Set problem: From the data that follows, copy every line holding the string "styles".

Collected data:
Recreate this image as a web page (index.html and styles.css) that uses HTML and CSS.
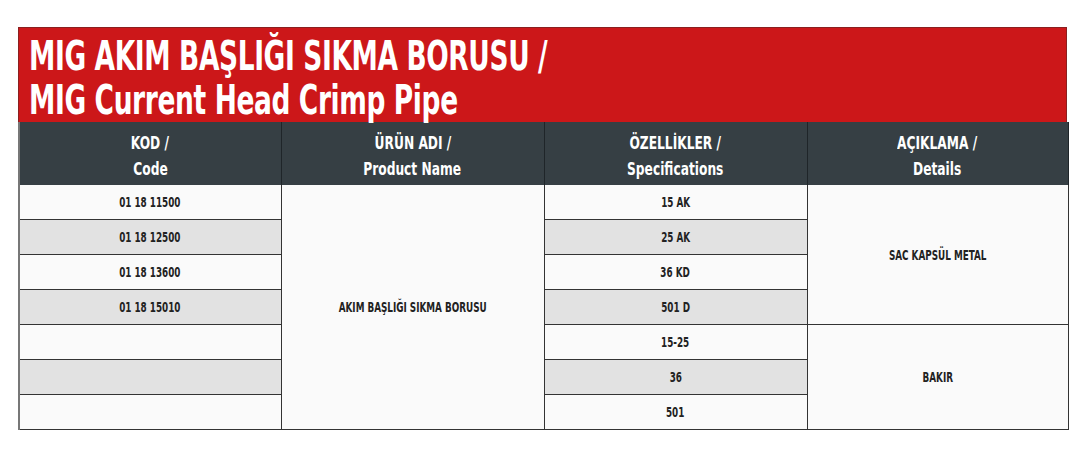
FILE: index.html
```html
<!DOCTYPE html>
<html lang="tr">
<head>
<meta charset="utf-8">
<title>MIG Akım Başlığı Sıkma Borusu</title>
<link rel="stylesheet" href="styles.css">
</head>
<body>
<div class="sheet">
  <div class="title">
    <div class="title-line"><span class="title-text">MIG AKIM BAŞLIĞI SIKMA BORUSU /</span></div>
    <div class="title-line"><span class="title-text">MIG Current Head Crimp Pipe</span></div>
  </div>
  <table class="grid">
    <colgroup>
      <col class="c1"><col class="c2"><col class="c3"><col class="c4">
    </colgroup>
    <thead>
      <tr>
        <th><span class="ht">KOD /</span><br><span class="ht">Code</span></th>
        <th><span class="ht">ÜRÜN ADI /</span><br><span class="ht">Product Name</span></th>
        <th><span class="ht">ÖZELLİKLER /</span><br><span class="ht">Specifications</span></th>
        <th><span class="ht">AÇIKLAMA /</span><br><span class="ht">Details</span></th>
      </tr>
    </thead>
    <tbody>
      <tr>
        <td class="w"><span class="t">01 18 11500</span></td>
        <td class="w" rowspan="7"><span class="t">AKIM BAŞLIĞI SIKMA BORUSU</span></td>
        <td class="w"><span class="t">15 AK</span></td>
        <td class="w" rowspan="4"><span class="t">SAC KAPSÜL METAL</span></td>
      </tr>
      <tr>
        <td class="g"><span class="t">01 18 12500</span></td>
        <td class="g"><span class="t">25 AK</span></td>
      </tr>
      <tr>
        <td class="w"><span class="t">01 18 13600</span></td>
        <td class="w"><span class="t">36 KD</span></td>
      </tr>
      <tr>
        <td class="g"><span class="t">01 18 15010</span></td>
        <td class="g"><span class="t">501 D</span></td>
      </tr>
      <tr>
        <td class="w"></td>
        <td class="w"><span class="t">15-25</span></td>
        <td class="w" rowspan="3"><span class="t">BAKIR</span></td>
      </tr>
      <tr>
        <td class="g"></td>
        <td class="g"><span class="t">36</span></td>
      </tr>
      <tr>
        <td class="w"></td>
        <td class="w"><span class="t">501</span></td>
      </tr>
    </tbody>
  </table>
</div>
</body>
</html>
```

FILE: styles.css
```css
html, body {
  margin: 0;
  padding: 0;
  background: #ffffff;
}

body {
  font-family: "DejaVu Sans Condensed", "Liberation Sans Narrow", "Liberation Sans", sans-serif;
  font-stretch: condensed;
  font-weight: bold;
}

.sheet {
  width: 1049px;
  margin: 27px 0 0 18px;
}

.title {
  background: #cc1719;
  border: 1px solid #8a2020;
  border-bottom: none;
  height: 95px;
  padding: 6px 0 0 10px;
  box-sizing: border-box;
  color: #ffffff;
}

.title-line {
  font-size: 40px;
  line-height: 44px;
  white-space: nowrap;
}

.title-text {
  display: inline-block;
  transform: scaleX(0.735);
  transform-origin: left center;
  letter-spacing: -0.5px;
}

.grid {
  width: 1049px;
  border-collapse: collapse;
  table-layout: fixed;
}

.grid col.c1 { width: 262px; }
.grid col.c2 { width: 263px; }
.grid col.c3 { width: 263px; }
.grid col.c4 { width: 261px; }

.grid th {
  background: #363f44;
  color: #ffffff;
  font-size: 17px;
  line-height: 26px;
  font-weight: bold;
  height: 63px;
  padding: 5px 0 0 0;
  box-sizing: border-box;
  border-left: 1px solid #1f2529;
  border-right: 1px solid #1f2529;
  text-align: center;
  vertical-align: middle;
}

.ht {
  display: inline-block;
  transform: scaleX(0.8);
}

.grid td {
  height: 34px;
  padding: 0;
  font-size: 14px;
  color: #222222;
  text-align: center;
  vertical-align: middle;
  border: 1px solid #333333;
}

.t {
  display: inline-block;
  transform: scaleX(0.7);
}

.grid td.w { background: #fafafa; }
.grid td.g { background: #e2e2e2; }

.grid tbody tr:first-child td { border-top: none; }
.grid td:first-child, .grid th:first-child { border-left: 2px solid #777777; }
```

Solved problem:
Recreate this image as a web page (index.html and styles.css) that uses HTML and CSS.
<link rel="stylesheet" href="styles.css">
FILE: styles.css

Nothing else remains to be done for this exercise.